5. Going beyond the lending problem, I'm not alone, and my family might want to read something as well. Current e-book readers mean needing one for every person. Throw DRM concerns on top of that, and I don't know how it could be handled. If I want to read one book, and my wife another book, and we have only one e-book reader...

6. Cost. While an individual device isn't that expensive, you still have to buy a lot of books to make up for the difference in price. Even if you read a lot like me, not all my reading is done with books. I'm a big Audible fan, so this cuts into my time as well. But still, the device is expensive, usability is still awkward.

Side note: I've tried out Sony's e-book readers, and maybe it's just the floor models, but they seem awful, cumbersome, and something I would expect to see as an early alpha. Buttons are slow to react, touch-screen is finicky, and whats with the ugly flashing black screen every time it changes pages?
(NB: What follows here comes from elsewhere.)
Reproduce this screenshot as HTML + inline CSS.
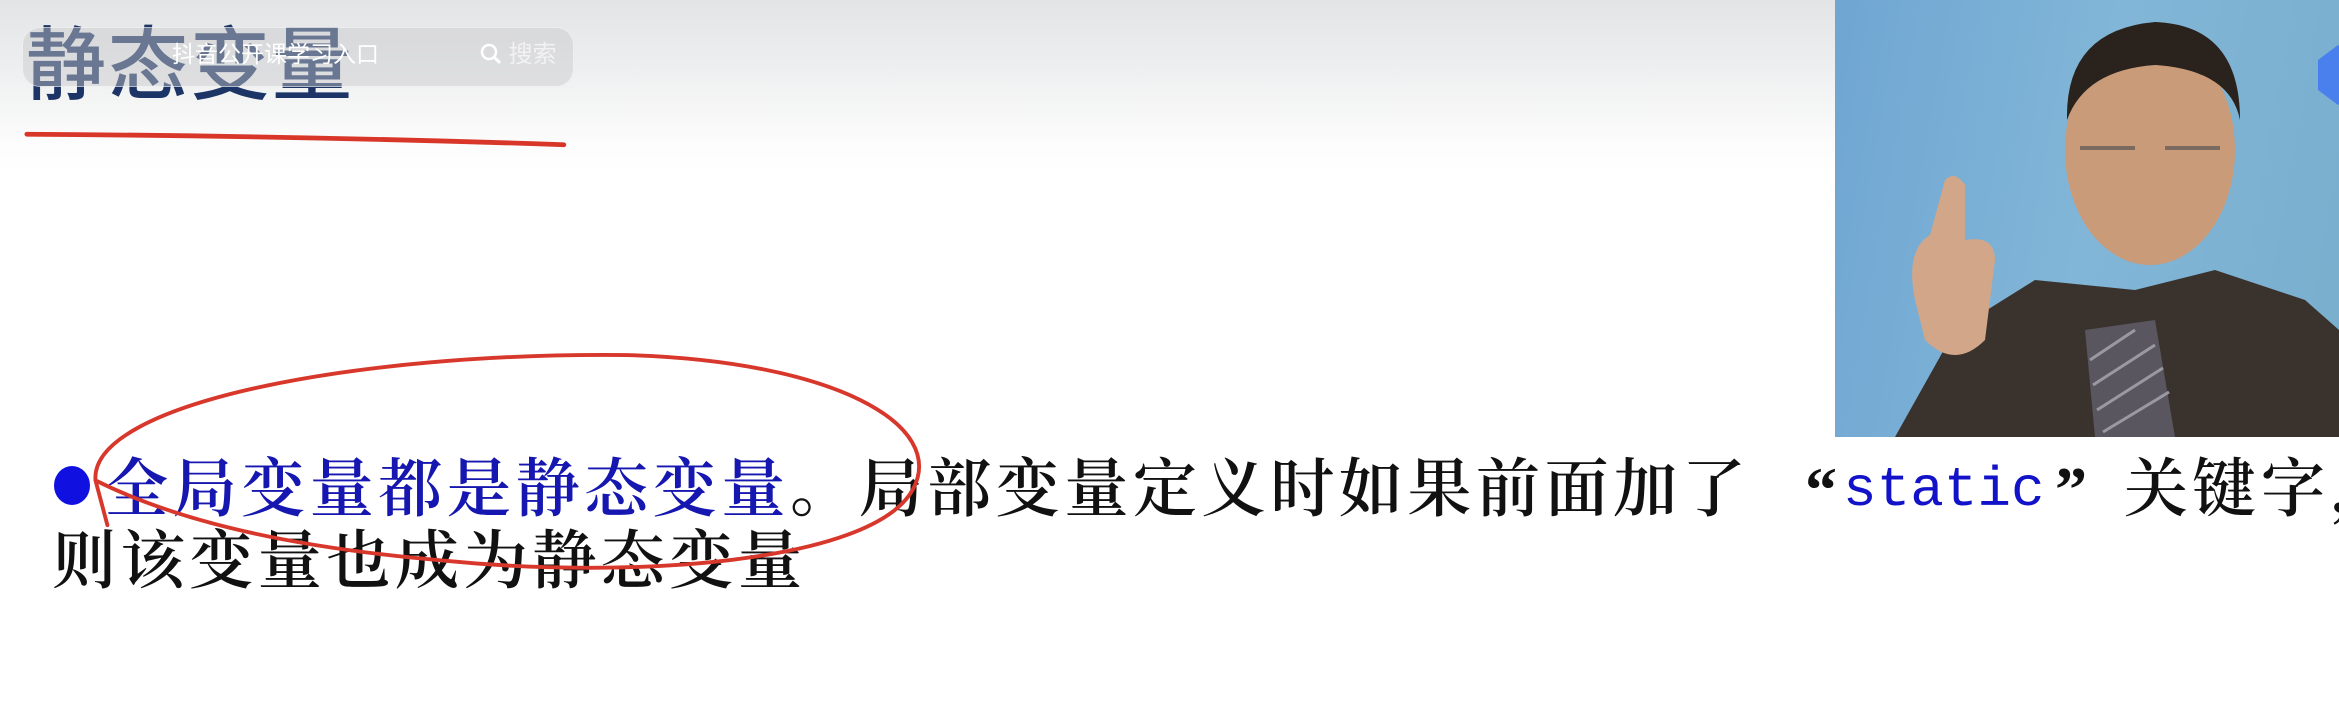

God help me if I want to scroll to a certain page. End note.

Obviously both MS and Apple, amongst other manufacturers, see the potential with the tablet like devices. The magic device will solve the 'hard to read for long periods' problem, as well as the cost problem. Oddly enough, I constantly think of Star Trek and their pads they carry around. They have a lot of them, and treat them rather roughly. That's the direction I think people need to take, using those 'data pads' as a reference for how they could be used.

For some reason, I think Microsoft will get there first.


I was surprised by their common complaint that the Kindle doesn't have page numbers! What were they thinking to leave out that feature?! It cripples the usefulness of the device for heavy reading over longer time spans.


They don't have page numbers per se, but they do have page ranges. Because you can change the text size, actual page numbers themselves completely change. The numbering system that the Kindle uses is based, from what I can tell, on words/sentences/paragraphs. It took me ages to figure out that "1237-48" meant "From 1237 to 1248" and not something like "1237.48". It's horribly communicated, but it makes sense when you figure it out.


Strange. This made sense to me immediately.